** Start **
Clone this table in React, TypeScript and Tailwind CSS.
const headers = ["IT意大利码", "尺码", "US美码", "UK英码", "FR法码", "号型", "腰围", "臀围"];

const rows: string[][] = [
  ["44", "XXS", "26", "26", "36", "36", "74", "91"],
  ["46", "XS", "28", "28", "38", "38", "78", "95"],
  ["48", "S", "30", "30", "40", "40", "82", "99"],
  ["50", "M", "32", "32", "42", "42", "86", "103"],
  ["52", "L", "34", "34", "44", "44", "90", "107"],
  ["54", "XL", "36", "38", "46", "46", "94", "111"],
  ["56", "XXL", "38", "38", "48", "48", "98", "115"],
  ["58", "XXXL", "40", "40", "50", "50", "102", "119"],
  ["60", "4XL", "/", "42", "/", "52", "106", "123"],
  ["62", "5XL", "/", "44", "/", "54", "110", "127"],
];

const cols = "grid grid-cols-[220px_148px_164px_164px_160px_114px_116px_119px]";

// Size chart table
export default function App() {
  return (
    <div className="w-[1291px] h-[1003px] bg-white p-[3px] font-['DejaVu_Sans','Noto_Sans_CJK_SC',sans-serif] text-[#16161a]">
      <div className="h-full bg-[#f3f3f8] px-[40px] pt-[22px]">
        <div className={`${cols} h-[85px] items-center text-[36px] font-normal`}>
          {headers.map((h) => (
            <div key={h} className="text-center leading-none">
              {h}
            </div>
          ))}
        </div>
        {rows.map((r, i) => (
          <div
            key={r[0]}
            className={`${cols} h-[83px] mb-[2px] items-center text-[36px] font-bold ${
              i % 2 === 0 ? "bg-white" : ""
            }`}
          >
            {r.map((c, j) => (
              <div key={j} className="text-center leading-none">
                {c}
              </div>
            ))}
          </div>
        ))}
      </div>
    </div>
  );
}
** End **
** Start **
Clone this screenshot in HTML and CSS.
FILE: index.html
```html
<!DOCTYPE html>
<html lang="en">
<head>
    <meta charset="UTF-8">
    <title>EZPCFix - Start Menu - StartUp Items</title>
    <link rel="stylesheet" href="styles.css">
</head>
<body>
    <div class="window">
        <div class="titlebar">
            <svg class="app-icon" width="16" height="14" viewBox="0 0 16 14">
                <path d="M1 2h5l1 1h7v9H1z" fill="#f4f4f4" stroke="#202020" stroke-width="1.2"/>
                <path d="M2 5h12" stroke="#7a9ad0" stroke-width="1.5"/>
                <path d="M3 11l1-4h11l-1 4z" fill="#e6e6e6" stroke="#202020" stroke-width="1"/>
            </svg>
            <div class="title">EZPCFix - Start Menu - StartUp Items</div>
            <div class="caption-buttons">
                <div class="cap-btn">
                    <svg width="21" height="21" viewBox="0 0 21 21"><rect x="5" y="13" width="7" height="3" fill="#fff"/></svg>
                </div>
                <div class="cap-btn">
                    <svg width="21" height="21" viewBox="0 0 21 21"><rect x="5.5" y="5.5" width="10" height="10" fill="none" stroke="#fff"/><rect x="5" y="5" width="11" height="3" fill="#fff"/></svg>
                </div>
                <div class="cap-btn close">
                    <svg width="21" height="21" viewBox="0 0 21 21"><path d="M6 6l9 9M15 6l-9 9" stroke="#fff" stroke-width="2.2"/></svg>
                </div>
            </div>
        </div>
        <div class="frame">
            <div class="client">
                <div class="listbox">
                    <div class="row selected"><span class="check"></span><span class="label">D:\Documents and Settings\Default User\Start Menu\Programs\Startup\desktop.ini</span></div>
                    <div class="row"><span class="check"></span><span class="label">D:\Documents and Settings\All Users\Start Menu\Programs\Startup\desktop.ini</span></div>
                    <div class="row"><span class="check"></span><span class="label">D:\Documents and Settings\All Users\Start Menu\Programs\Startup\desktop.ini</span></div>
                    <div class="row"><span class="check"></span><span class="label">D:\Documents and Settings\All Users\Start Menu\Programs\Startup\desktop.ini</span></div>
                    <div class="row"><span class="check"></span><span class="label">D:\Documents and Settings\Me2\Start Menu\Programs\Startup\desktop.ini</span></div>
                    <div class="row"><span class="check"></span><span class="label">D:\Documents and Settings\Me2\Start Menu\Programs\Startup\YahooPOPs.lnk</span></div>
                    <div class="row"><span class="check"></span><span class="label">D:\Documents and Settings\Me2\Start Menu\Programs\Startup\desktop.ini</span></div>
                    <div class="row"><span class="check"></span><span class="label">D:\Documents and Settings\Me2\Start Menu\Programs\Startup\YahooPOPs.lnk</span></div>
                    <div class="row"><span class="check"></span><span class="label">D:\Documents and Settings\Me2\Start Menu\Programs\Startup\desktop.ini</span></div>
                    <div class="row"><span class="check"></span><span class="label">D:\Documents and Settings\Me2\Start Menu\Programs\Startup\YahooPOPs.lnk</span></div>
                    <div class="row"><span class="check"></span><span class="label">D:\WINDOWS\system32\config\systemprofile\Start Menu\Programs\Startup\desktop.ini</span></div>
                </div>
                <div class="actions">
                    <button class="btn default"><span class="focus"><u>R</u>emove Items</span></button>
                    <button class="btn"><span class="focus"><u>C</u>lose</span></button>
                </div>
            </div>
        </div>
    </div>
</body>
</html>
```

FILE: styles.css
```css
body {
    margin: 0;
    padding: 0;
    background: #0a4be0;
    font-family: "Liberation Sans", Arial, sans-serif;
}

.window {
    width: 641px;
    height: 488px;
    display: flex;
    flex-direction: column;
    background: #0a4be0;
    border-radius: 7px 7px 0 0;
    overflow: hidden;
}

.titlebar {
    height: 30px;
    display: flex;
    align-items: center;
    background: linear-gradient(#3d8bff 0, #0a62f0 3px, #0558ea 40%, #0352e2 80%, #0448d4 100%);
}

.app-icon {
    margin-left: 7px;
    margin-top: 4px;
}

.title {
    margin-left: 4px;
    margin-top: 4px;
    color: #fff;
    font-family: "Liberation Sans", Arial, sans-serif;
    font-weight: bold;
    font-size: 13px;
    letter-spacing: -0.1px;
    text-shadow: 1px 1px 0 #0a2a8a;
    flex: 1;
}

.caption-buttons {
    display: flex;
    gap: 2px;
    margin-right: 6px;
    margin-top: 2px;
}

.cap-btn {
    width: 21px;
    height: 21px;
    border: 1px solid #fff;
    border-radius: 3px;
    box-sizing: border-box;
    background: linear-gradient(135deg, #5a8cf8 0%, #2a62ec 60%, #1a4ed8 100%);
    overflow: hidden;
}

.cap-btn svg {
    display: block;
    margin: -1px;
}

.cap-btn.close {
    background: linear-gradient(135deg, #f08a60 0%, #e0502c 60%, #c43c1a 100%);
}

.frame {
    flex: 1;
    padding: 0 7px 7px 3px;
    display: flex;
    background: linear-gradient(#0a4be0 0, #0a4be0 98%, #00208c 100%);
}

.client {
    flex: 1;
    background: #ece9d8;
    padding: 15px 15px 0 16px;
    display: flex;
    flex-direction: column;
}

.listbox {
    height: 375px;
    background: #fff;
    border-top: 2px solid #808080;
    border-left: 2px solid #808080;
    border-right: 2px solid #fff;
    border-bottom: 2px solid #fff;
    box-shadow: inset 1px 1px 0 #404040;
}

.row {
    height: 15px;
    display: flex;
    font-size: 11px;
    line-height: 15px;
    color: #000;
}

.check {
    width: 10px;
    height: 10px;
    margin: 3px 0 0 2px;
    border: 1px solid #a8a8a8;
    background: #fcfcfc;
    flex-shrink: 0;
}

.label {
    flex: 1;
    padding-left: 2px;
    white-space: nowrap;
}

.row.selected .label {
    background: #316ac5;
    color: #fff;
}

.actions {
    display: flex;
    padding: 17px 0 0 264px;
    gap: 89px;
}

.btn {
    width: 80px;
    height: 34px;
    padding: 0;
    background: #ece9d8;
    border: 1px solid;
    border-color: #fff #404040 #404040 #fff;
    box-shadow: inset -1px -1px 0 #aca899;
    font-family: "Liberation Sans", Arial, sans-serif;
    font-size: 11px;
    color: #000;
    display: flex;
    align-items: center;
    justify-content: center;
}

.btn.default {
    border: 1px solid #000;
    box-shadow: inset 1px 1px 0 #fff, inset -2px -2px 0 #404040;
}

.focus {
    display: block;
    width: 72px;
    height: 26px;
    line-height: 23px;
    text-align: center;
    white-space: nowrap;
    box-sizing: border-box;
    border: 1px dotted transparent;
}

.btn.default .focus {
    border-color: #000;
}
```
** End **
Exercise prompt: Read the data above and pull out each line that holds the string "this".

Task response:
Clone this table in React, TypeScript and Tailwind CSS.
Clone this screenshot in HTML and CSS.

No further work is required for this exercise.